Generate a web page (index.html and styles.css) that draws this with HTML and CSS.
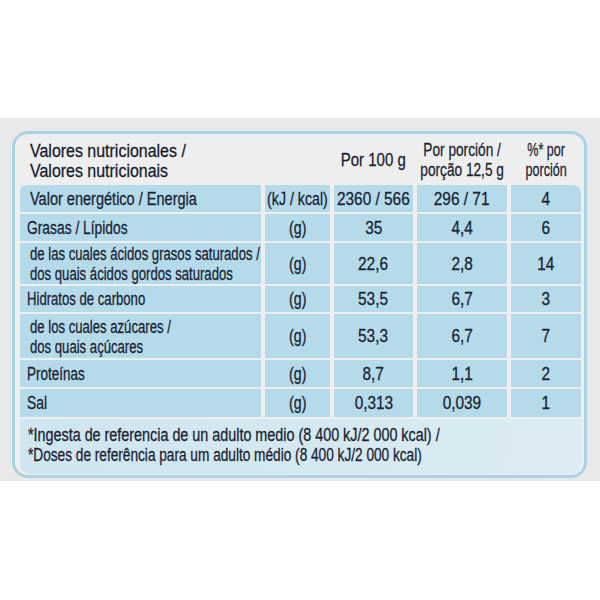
FILE: index.html
```html
<!DOCTYPE html>
<html lang="es">
<head>
<meta charset="utf-8">
<title>Valores nutricionales</title>
<link rel="stylesheet" href="styles.css">
</head>
<body>
<div class="band">
  <div class="panel">
    <div class="grid">
      <div class="hd hd-title"><span class="t">Valores nutricionales /<br>Valores nutricionais</span></div>
      <div class="hd"></div>
      <div class="hd hd-c"><span class="t h3">Por 100 g</span></div>
      <div class="hd hd-c"><span class="t h4">Por porción /<br>porção 12,5 g</span></div>
      <div class="hd hd-c"><span class="t h5">%* por<br>porción</span></div>

      <div class="c lab sub tl"><span class="t x85">Valor energético / Energia</span></div>
      <div class="c"><span class="t u">(kJ / kcal)</span></div>
      <div class="c"><span class="t n">2360 / 566</span></div>
      <div class="c"><span class="t n">296 / 71</span></div>
      <div class="c tr"><span class="t n">4</span></div>

      <div class="c lab"><span class="t x81">Grasas / Lípidos</span></div>
      <div class="c"><span class="t u">(g)</span></div>
      <div class="c"><span class="t n">35</span></div>
      <div class="c"><span class="t n">4,4</span></div>
      <div class="c"><span class="t n">6</span></div>

      <div class="c lab sub two"><span class="t">de las cuales ácidos grasos saturados /<br>dos quais ácidos gordos saturados</span></div>
      <div class="c"><span class="t u">(g)</span></div>
      <div class="c"><span class="t n">22,6</span></div>
      <div class="c"><span class="t n">2,8</span></div>
      <div class="c"><span class="t n">14</span></div>

      <div class="c lab"><span class="t">Hidratos de carbono</span></div>
      <div class="c"><span class="t u">(g)</span></div>
      <div class="c"><span class="t n">53,5</span></div>
      <div class="c"><span class="t n">6,7</span></div>
      <div class="c"><span class="t n">3</span></div>

      <div class="c lab sub two"><span class="t">de los cuales azúcares /<br>dos quais açúcares</span></div>
      <div class="c"><span class="t u">(g)</span></div>
      <div class="c"><span class="t n">53,3</span></div>
      <div class="c"><span class="t n">6,7</span></div>
      <div class="c"><span class="t n">7</span></div>

      <div class="c lab"><span class="t x79">Proteínas</span></div>
      <div class="c"><span class="t u">(g)</span></div>
      <div class="c"><span class="t n">8,7</span></div>
      <div class="c"><span class="t n">1,1</span></div>
      <div class="c"><span class="t n">2</span></div>

      <div class="c lab"><span class="t x81">Sal</span></div>
      <div class="c"><span class="t u">(g)</span></div>
      <div class="c"><span class="t n">0,313</span></div>
      <div class="c"><span class="t n">0,039</span></div>
      <div class="c"><span class="t n">1</span></div>

      <div class="foot">
        <span class="t f1">*Ingesta de referencia de un adulto medio (8 400 kJ/2 000 kcal) /</span><br>
        <span class="t f2">*Doses de referência para um adulto médio (8 400 kJ/2 000 kcal)</span>
      </div>
    </div>
  </div>
</div>
</body>
</html>
```

FILE: styles.css
```css
html, body {
  margin: 0;
  padding: 0;
  background: #ffffff;
}
body {
  font-family: "Liberation Sans", Arial, sans-serif;
  color: #1b2434;
  -webkit-text-stroke: 0.3px #1b2434;
  padding-top: 118px;
}
.band {
  background: #e9e9e9;
  height: 363px;
  padding-top: 13px;
  box-sizing: border-box;
}
.panel {
  margin-left: 12px;
  width: 575px;
  height: 347px;
  box-sizing: border-box;
  border: 3px solid #a9d3e5;
  border-radius: 16px;
  background: #eeeeee;
  padding: 0 3px 0 5px;
}
.grid {
  display: grid;
  grid-template-columns: 241px 65px 79px 90px 70px;
  grid-template-rows: 49px 27px 27px 41px 26px 44px 27px 28px 55px;
  column-gap: 4px;
  row-gap: 2px;
  font-size: 17.5px;
  line-height: 20px;
}
.t {
  display: inline-block;
  white-space: nowrap;
  transform: scaleX(0.75);
  transform-origin: left center;
}
.t.x85 { transform: scaleX(0.83); }
.t.x81 { transform: scaleX(0.79); }
.t.x79 { transform: scaleX(0.77); }
.t.u {
  transform: scaleX(0.81);
  transform-origin: center center;
}
.t.n {
  transform: scaleX(0.88);
  transform-origin: center center;
}
.hd {
  display: flex;
  align-items: center;
  font-size: 19px;
  line-height: 20px;
}
.hd-title {
  padding-left: 10px;
  padding-top: 4px;
  color: #141c2a;
}
.hd-title .t {
  transform: scaleX(0.84);
}
.hd-c {
  justify-content: center;
  text-align: center;
  padding-top: 2px;
}
.hd-c .t {
  transform-origin: center center;
}
.t.h3 { transform: scaleX(0.79); }
.t.h4 { transform: scaleX(0.72); }
.t.h5 { transform: scaleX(0.66); }
.c {
  background: #b5dbea;
  display: flex;
  align-items: center;
  justify-content: center;
  text-align: center;
}
.lab {
  justify-content: flex-start;
  text-align: left;
  padding-left: 7px;
}
.lab.sub {
  padding-left: 10px;
}
.lab.two {
  padding-top: 1px;
}
.tl {
  border-top-left-radius: 6px;
}
.tr {
  border-top-right-radius: 8px;
}
.foot {
  grid-column: 1 / -1;
  background: linear-gradient(100deg, #cfe5ef 0%, #d6e9f1 60%, #dcedf3 100%);
  border-radius: 0 0 10px 10px;
  padding: 6px 0 0 8px;
  line-height: 20px;
  font-size: 17.5px;
}
.t.f1 { transform: scaleX(0.82); }
.t.f2 { transform: scaleX(0.78); }
```
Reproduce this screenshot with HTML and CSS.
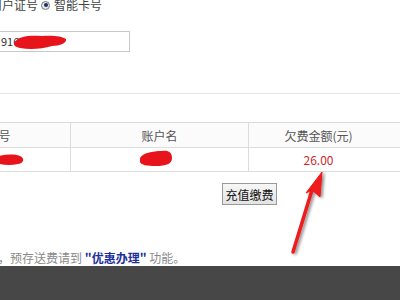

EXERCISE REQUIREMENTS
Copy every line of the data that holds the string "index".

SOLUTION TO THE PROBLEM
Generate a web page (index.html and styles.css) that draws this with HTML and CSS.
FILE: index.html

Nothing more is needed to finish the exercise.